Court Backs Little Debbie In Tax Dispute

McKee Foods’ Little Debbie

Don’t underestimate Little Debbie – the spunky tyke took on the Augusta County tax collectors and won.  But the county still has her money.

The Virginia Supreme Court has sided with manufacturer McKee Foods Corporation, which makes the Little Debbie snack products, in a dispute over the tax assessment on its 828,000-square-foot factory in Augusta County. The July 18 opinion by Chief Justice Donald Lemons (here) reverses a lower court decision, rejects the county’s existing valuations and sends the dispute back to the local circuit court for another look. 

Given the existing 5,700 pages of filings and transcripts from the first trial, the 3,400 pages of appendixes from the appeal, and the retirement of the initial judge, the court gently hinted the dispute could be resolved based on a review the existing record using the proper analysis.   The county informed its local paper, however, that it will insist on a full local retrial from scratch.
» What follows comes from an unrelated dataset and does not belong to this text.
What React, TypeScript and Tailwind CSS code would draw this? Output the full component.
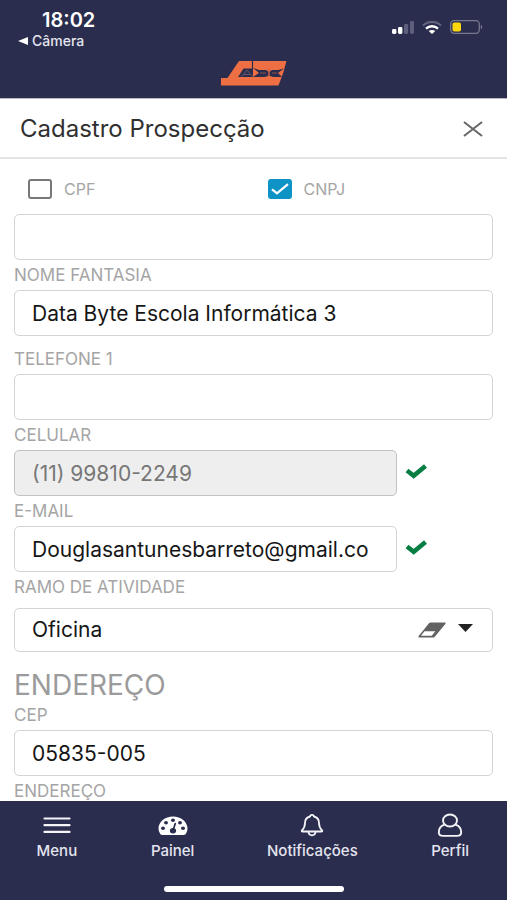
import React, { useState } from 'react'

interface FieldProps {
    id: string
    label?: string
    name?: string
    value: string
    onChange?: (value: string) => void
    type?: string
    disabled?: boolean
    verified?: boolean
}

const labelClass = 'block h-[30px] text-[17px] leading-[30px] text-[#a5a5a5]'

function CheckMark() {
    return (
        <svg viewBox="0 0 22 16" className="w-[22px] h-4 mb-1 shrink-0" fill="none" aria-hidden="true">
            <path d="M2 7.5 8.7 12.7 20.5 3" stroke="#067d43" strokeWidth="4.6" />
        </svg>
    )
}

function Field({ id, label, name, value, onChange, type = 'text', disabled, verified }: FieldProps) {
    return (
        <div>
            {label && <label htmlFor={id} className={labelClass}>{label}</label>}
            <div className="flex items-center gap-2">
                <input
                    id={id}
                    type={type}
                    aria-label={label ? undefined : name}
                    value={value}
                    disabled={disabled}
                    onChange={e => onChange?.(e.target.value)}
                    className={`h-[46px] min-w-0 rounded-[5px] border px-[17px] text-[21px] outline-none ${verified ? 'w-4/5' : 'w-full'} ${disabled ? 'border-[#c2c2c2] bg-[#eeeeee] text-[#777777]' : 'border-[#d4d4d4] bg-white text-[#161616]'}`}
                />
                {verified && <CheckMark />}
            </div>
        </div>
    )
}

function CheckOption({ label, checked, onChange }: { label: string; checked: boolean; onChange: () => void }) {
    return (
        <label className="flex items-center gap-3 pl-3.5 text-base leading-6 text-[#a5a5a5]">
            <span className="relative block w-6 h-5">
                <input
                    type="checkbox"
                    checked={checked}
                    onChange={onChange}
                    className="block w-6 h-5 appearance-none rounded-[3px] border-2 border-[#787878] checked:border-[#0d93c6] checked:bg-[#0d93c6]"
                />
                {checked && (
                    <svg viewBox="0 0 24 20" className="absolute inset-0 w-6 h-5 pointer-events-none" fill="none" aria-hidden="true">
                        <path d="M4 10.3 9 14.4 20 5.2" stroke="#fff" strokeWidth="2.2" />
                    </svg>
                )}
            </span>
            {label}
        </label>
    )
}

function StatusIcons() {
    return (
        <div className="flex items-center gap-2" aria-hidden="true">
            {/* Signal */}
            <svg viewBox="0 0 22 13" className="w-[22px] h-[13px]">
                <rect x="0" y="8" width="4.4" height="5" rx="1.4" fill="#fff" />
                <rect x="6" y="6" width="4.4" height="7" rx="1.4" fill="#fff" />
                <rect x="12" y="3" width="4.2" height="10" rx="1.4" fill="#5d5f7c" />
                <rect x="18" y="0" width="4" height="13" rx="1.4" fill="#5d5f7c" />
            </svg>
            {/* Wi-Fi */}
            <svg viewBox="0 0 20 13" className="w-5 h-[13px]" fill="none">
                <path d="M1 4.5C6-.2 14-.2 19 4.5" stroke="#64667f" strokeWidth="2" />
                <path d="M4 7.6c3.4-3 8.6-3 12 0" stroke="#fff" strokeWidth="2.5" />
                <path d="M6.7 10.1c2-1.5 4.6-1.5 6.6 0L10 13z" fill="#fff" />
            </svg>
            {/* Battery */}
            <svg viewBox="0 0 33 14" className="w-[33px] h-3.5">
                <rect x=".7" y=".7" width="28.6" height="12.6" rx="3.5" fill="none" stroke="#77798f" strokeWidth="1.3" />
                <rect x="2.5" y="2.5" width="8.5" height="9" rx="1.8" fill="#fdd60b" />
                <path d="M30.8 5c1.9.5 1.9 3.5 0 4z" fill="#77798f" />
            </svg>
        </div>
    )
}

function Logo() {
    return (
        <svg viewBox="0 0 66 26" className="w-[66px] h-[26px]" role="img" aria-label="ABC">
            <path d="M18 1H65.5L62.5 12 60.5 17.5 57.5 25.5H0V18H6.5z" fill="#ee6f43" />
            {/* letter A opening */}
            <path d="M17 17 22.5 8.500H32V17z" fill="#2b2d4e" />
            <path d="M20.5 16.5 26 10 31.500 16.500M23 14.500H29" stroke="#685765" strokeWidth="1" fill="none" />
            <path d="M31.500 1V9" stroke="#2b2d4e" strokeWidth="1.200" />
            {/* letters B and C */}
            <path d="M32 8 38 10H45L48 12 51 10H57L63 8.500 57 13 61 17H52L48 15.500 44 17H32L38 13z" fill="#2b2d4e" />
            <path d="M48 9V17" stroke="#c4624a" strokeWidth="1.500" />
            <path d="M39 13H45M51 13H56" stroke="#8b504f" strokeWidth="1" />
        </svg>
    )
}

function MenuIcon() {
    return (
        <svg viewBox="0 0 28 24" className="w-7 h-6" fill="none" stroke="#f4f4f8" strokeWidth="2.2" strokeLinecap="round">
            <path d="M1.5 5.5h25M1.5 12.2h25M1.5 18.9h25" />
        </svg>
    )
}

function GaugeIcon() {
    return (
        <svg viewBox="0 0 30 24" className="w-[30px] h-6">
            <path d="M4.2 22C3 22 2.6 21.6 2 20.6A11 10 0 0 1 .5 15.5C.5 9 7 3.5 15 3.5S29.5 9 29.5 15.5A11 10 0 0 1 28 20.6C27.4 21.6 27 22 25.8 22z" fill="#fff" />
            <g fill="#2b2d4e">
                <ellipse cx="5" cy="15.3" rx="2" ry="1.7" />
                <ellipse cx="8" cy="9.8" rx="2" ry="1.7" />
                <ellipse cx="15" cy="7.2" rx="2" ry="1.7" />
                <ellipse cx="22" cy="9.8" rx="2" ry="1.7" />
                <ellipse cx="25" cy="15.3" rx="2" ry="1.7" />
                <ellipse cx="15" cy="17.8" rx="3.1" ry="2.7" />
            </g>
            <path d="m15 17.5 2.3-7" stroke="#2b2d4e" strokeWidth="1.7" strokeLinecap="round" />
        </svg>
    )
}

function BellIcon() {
    return (
        <svg viewBox="0 0 24 24" className="w-6 h-6" fill="none" stroke="#f4f4f8" strokeWidth="1.8" strokeLinejoin="round">
            <path d="M12 1.8c-1.3 0-1.9.7-1.9 1.7C6.5 4.3 5 6.8 5 10c0 4-1 5.5-3 7.3-.5.6-.3 1.2.5 1.2h19c.8 0 1-.6.5-1.2-2-1.8-3-3.3-3-7.3 0-3.2-1.5-5.7-5.100-6.500 0-1-.6-1.700-1.900-1.700z" />
            <path d="M8.5 18.8c.3 4.7 6.7 4.7 7 0" />
        </svg>
    )
}

function PersonIcon() {
    return (
        <svg viewBox="0 0 26 24" className="w-[26px] h-6" fill="none" stroke="#f4f4f8" strokeWidth="1.9">
            <ellipse cx="13" cy="7.5" rx="7" ry="6" />
            <path d="M7.5 11.7C3.5 13 1.8 16 1.8 19.3c0 2.5 1.5 3.6 4.2 3.6h14c2.700 0 4.200-1.100 4.200-3.600 0-3.300-1.700-6.300-5.700-7.600" />
        </svg>
    )
}

const navItems = [
    { label: 'Menu', icon: MenuIcon },
    { label: 'Painel', icon: GaugeIcon },
    { label: 'Notificações', icon: BellIcon },
    { label: 'Perfil', icon: PersonIcon }
]

export default function App() {
    const [personType, setPersonType] = useState<'cpf' | 'cnpj'>('cnpj')
    const [documentNumber, setDocumentNumber] = useState('')
    const [tradeName, setTradeName] = useState('Data Byte Escola Informática 3')
    const [phone, setPhone] = useState('')
    const [email, setEmail] = useState('Douglasantunesbarreto@gmail.co')
    const [activity, setActivity] = useState('Oficina')
    const [cep, setCep] = useState('05835-005')
    const [address, setAddress] = useState('')

    return (
        <div className="flex h-screen flex-col bg-white font-['Inter','Noto_Sans',sans-serif]">
            {/* Status bar + logo */}
            <header className="shrink-0 border-b border-[#b9bac4] bg-[#2b2d4e] text-white">
                <div className="flex h-[60px] items-start justify-between pl-[18px] pr-6">
                    <div className="pt-2">
                        <div className="pl-6 text-xl font-semibold leading-6">18:02</div>
                        <a href="#" className="flex items-center gap-1 text-sm font-medium leading-[18px] text-[#e4e5ef]">
                            <svg viewBox="0 0 10 8" className="w-2.5 h-2" aria-hidden="true">
                                <path d="M0 4 10 0v8z" fill="#fff" />
                            </svg>
                            Câmera
                        </a>
                    </div>
                    <div className="pt-5">
                        <StatusIcons />
                    </div>
                </div>
                <div className="flex h-[38px] justify-center">
                    <Logo />
                </div>
            </header>

            {/* Title */}
            <div className="flex h-[60px] shrink-0 items-center justify-between border-b-2 border-[#e4e4e4] pl-5 pr-6 pt-0.5">
                <h1 className="text-2xl text-[#303030]">Cadastro Prospecção</h1>
                <button type="button" aria-label="Fechar">
                    <svg viewBox="0 0 20 16" className="w-5 h-4" fill="none" stroke="#666" strokeWidth="2">
                        <path d="m1 1 18 14M19 1 1 15" />
                    </svg>
                </button>
            </div>

            {/* Form */}
            <main className="min-h-0 flex-1 overflow-y-auto px-3.5 [scrollbar-width:none]">
                <form>
                    <div className="grid h-[55px] grid-cols-2 items-center pt-1">
                        <CheckOption label="CPF" checked={personType === 'cpf'} onChange={() => setPersonType('cpf')} />
                        <CheckOption label="CNPJ" checked={personType === 'cnpj'} onChange={() => setPersonType('cnpj')} />
                    </div>
                    <Field id="document" name="Documento" value={documentNumber} onChange={setDocumentNumber} />
                    <Field id="tradeName" label="NOME FANTASIA" value={tradeName} onChange={setTradeName} />
                    <div className="mt-2">
                        <Field id="phone" label="TELEFONE 1" type="tel" value={phone} onChange={setPhone} />
                    </div>
                    <Field id="mobile" label="CELULAR" type="tel" value="(11) 99810-2249" disabled verified />
                    <Field id="email" label="E-MAIL" type="email" value={email} onChange={setEmail} verified />

                    <label htmlFor="activity" className={labelClass}>RAMO DE ATIVIDADE</label>
                    <div className="relative mt-1.5">
                        <select
                            id="activity"
                            value={activity}
                            onChange={e => setActivity(e.target.value)}
                            className="block h-11 w-full appearance-none rounded-[5px] border border-[#d4d4d4] bg-white px-[17px] text-[21px] text-[#161616] outline-none"
                        >
                            <option value="">Selecione</option>
                            <option value="Oficina">Oficina</option>
                        </select>
                        <div className="pointer-events-none absolute inset-y-0 right-5 flex items-center gap-3">
                            <button type="button" aria-label="Limpar" onClick={() => setActivity('')} className="pointer-events-auto">
                                <svg viewBox="0 0 28 16" className="w-7 h-4">
                                    <path d="M12.5.5h14c1.2 0 1.5.6.8 1.5L17 14.5c-.6.7-1 1-2 1H1.5c-1.2 0-1.5-.6-.8-1.5L11 1.3c.5-.6.8-.8 1.5-.8z" fill="#626262" />
                                    <path d="M6.5 9.2h10.8l-3.5 4.5H3z" fill="#fff" />
                                </svg>
                            </button>
                            <svg viewBox="0 0 15 8" className="w-[15px] h-2 mb-1" aria-hidden="true">
                                <path d="M0 0h15L7.5 8z" fill="#222" />
                            </svg>
                        </div>
                    </div>

                    <h2 className="mt-[18px] text-[28px] leading-[30px] text-[#9b9b9b]">ENDEREÇO</h2>
                    <Field id="cep" label="CEP" value={cep} onChange={setCep} />
                    <Field id="address" label="ENDEREÇO" value={address} onChange={setAddress} />
                </form>
            </main>

            {/* Bottom navigation */}
            <footer className="shrink-0 bg-[#2b2d4e]">
                <nav className="grid h-[85px] grid-cols-[57fr_59fr_81fr_57fr] pt-3">
                    {navItems.map(({ label, icon: Icon }) => (
                        <button key={label} type="button" className="flex flex-col items-center gap-0.5 text-[15px] font-medium leading-6 text-[#e4e5ef]">
                            <Icon />
                            {label}
                        </button>
                    ))}
                </nav>
                <div className="mx-auto mb-2 h-1.5 w-[180px] rounded-full bg-white" />
            </footer>
        </div>
    )
}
Why not? The county’s legal bills are paid by its taxpayers, of course, while any business involved one of these disputes must pay it own bills.  That’s the way it is here in the Best State for Business, which is why so few cases like this rise to the appellate level.  Often the legal cost swamps the tax amounts involved.

This dispute centers on tax years 2011-14, with the company seeking about $260,000 in refunds for the four tax cycles.  The same newspaper account indicates a similar refund request for 2015-2018 has also been submitted, but it is not known if those assessments were made in the same manner as those now rejected by the court.

The high standard applied by the Virginia Supreme Court in this case could easily prompt similar appeals from other large businesses unhappy with the local assessments on their facilities.  At issue is the tax on the real property, the land, buildings and other improvements.  Local decisions on taxable values are a common source of complaint from manufacturers, with the issues often surfacing at the General Assembly.

A county contractor appraised the McKee property at $28.5 million for 2011-13. A different outside appraiser used for 2014 set the value at $31.7 million.  The company’s own appraiser set the value at about half that amount, based on comparable sales of similar industrial property in the Shenandoah Valley region and on his determination of depreciation.

These are complicated value calculations, keeping appraisers and accountants fully employed.  The three basic methods used are described within the opinion as follows:

Taxing authorities commonly use one or more of three valuation approaches:  the cost approach, income approach, and sales approach.  The cost approach estimates the value of property based on the current cost of the asset, minus depreciation or reduced value “from physical deterioration, functional obsolescence, and economic obsolescence.”… The income approach “measures market value as the present worth of monetary benefits anticipated to be derived in the future from ownership of the asset.”  Id.  The sales approach “calls for an analysis and comparison of recent sales of comparable property.”

In an ideal situation the assessor looks and uses all three methods, unless one or more must be ruled out.  It was the failure of the county’s contacted assessors to apply those methods which led the court to support McKee’s appeal.  In fact, based on testimony at trial, the first assessment didn’t even qualify as a cost-based valuation, and used a very haphazard method to measure comparable sales.  It just looked at all sales of all factories in the area with no effort to find true comps.

That approach was belittled by the company’s retained expert witness as “probably the worst work I’ve seen in my life.”  Justice Lemons quoted McKee’s witness John Lifflander at length:

“That would be very much like me going and valuing your house in this city, for instance, and taking every house in the city, mansions, fixers, everything, and getting an average, and once I got that average I’d say, ‘That’s your value for your house.’ It doesn’t make a bit of sense… In fact, if it could be done that way, we wouldn’t need appraisers.  A clerk could do it, just go ahead and average everything.  An appraisal is not about averaging.  You use averages of similar properties, but it’s about finding properties that are similar and then making adjustments.”

That was the first appraiser he criticized.  The second contract appraiser admitted during trial that his license at the time only covered residential properties, not commercial or industrial, and said he couldn’t find any comparable properties for benchmarks.  The section on both assessment efforts should embarrass members of that profession.

State law and previous court rulings create a presumption that the assessment is correct, a presumption the taxpayer needs to overcome with strong evidence.  The presumption only holds, the court ruled, if the taxing authority followed the law and looked at all three methods and applied them properly.  In this case that test was failed.

But despite all those flaws found by the high court, all it did was remand the case. The county still has 100 percent of the company’s money paid during those four tax years and won’t pay any refund until yet another trial is held back on its home field.